I look at his career and all he was capable of doing, and I wonder what would have happened if he only had a little more discipline and a lot more luck.
But the mustache was stupid.
5. Cuttino Mobely - One of the better scoring guards of his day, Mobely was dealt to Orlando in the McGrady trade. He was energetic, a great free throw shooter, and was often times our answer when we needed points.
6. Luis Scola - Now it gets interesting. Scola has only been here for 2+ seasons now, but he has made a great impact in all three, and has continued to improve at the NBA level. He's probably the most likeable and consistent Rocket that we currently have, making him the most hated Rocket elsewhere.
7. Carl Landry - His energy and his fervor for the game are irreplaceable. Unlike guys such as Mo Taylor, Jim Jackson, or Walt Williams, who scored more points with the Rockets than Landry has, Carl has been here for the good times, and essentially came out of nowhere, making his ascension towards league-wide recognition all the more special.
8. Chuck Hayes - Not much needs to be said here. Chuck has been a stronghold for a long time, and has finally won the fans over, I think.
9. Dikembe Mutombo - Deke always stepped up big in Yao's absence. He was the best cheerleader that you could ask for, and his teammates loved him. Nowadays, when you think of Mutombo, you think of his tenure with the Rockets, which is really saying something.

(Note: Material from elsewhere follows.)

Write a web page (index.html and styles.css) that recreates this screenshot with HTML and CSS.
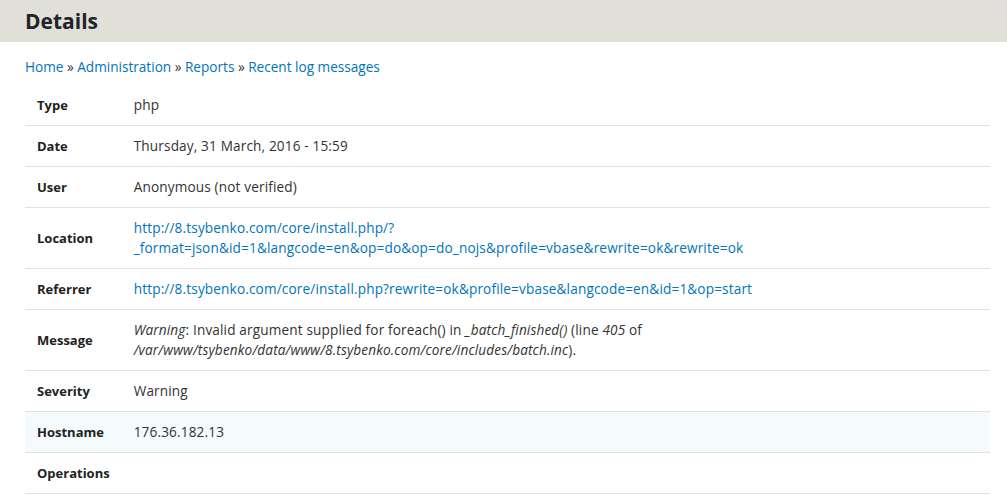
FILE: index.html
```html
<!DOCTYPE html>
<html>
<head>
<meta charset="utf-8">
<link rel="stylesheet" href="styles.css">
</head>
<body>
<header class="page-head"><h1 class="title">Details</h1></header>
<main class="content">
  <nav class="breadcrumb"><a href="#">Home</a> » <a href="#">Administration</a> » <a href="#">Reports</a> » <a href="#">Recent log messages</a></nav>
  <table class="details">
    <tr><th>Type</th><td>php</td></tr>
    <tr><th>Date</th><td>Thursday, 31 March, 2016 - 15:59</td></tr>
    <tr><th>User</th><td>Anonymous (not verified)</td></tr>
    <tr><th>Location</th><td><a href="#">http://8.tsybenko.com/core/install.php/?<br>_format=json&amp;id=1&amp;langcode=en&amp;op=do&amp;op=do_nojs&amp;profile=vbase&amp;rewrite=ok&amp;rewrite=ok</a></td></tr>
    <tr><th>Referrer</th><td><a href="#">http://8.tsybenko.com/core/install.php?rewrite=ok&amp;profile=vbase&amp;langcode=en&amp;id=1&amp;op=start</a></td></tr>
    <tr><th>Message</th><td><em>Warning</em>: Invalid argument supplied for foreach() in <em>_batch_finished()</em> (line <em>405</em> of<br><em>/var/www/tsybenko/data/www/8.tsybenko.com/core/includes/batch.inc</em>).</td></tr>
    <tr><th>Severity</th><td>Warning</td></tr>
    <tr class="hover"><th>Hostname</th><td>176.36.182.13</td></tr>
    <tr><th>Operations</th><td></td></tr>
  </table>
</main>
</body>
</html>
```
FILE: styles.css
```css
html, body {
  margin: 0;
  padding: 0;
  background: #fff;
  color: #333;
  font-family: "Open Sans", "DejaVu Sans", sans-serif;
  font-size: 13.6px;
  line-height: 20px;
}
a { color: #0074bd; text-decoration: none; }
.page-head {
  background: #e0e0d8;
  height: 42px;
  display: flex;
  align-items: center;
  padding: 0 25px;
}
.title {
  margin: 0;
  font-size: 21px;
  font-weight: bold;
  color: #232429;
  line-height: 1;
}
.content {
  padding: 0 17px 0 25px;
}
.breadcrumb {
  padding-top: 15px;
  height: 28px;
  color: #333;
}
.details {
  width: 100%;
  border-collapse: collapse;
}
.details th, .details td {
  padding: 10px 12px;
  border-bottom: 1px solid #e2e2de;
  text-align: left;
  vertical-align: middle;
}
.details th {
  width: 72px;
  font-weight: bold;
  font-size: 13px;
  color: #222;
}
.details td { letter-spacing: 0.15px; }
.details tr.hover { background: #f5fbfd; }
```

10. Moochie Norris - You're going to argue, and I'm going to disagree. That's that. Moochie was a tenured, solid back-up point guard, one of the best in the league during his time. I'll take a dedicated Rocket like Moochie over a guy like Jackson who may have succeeded here, but played on about ten different teams.
Honorable Mention: Aaron Brooks. He's only shown up for a year and a half now. If he stays with Houston, he'll be on this list soon enough.
What happens next?
Well, I sure as hell don't know. Perhaps we'll win a championship. It would be nice.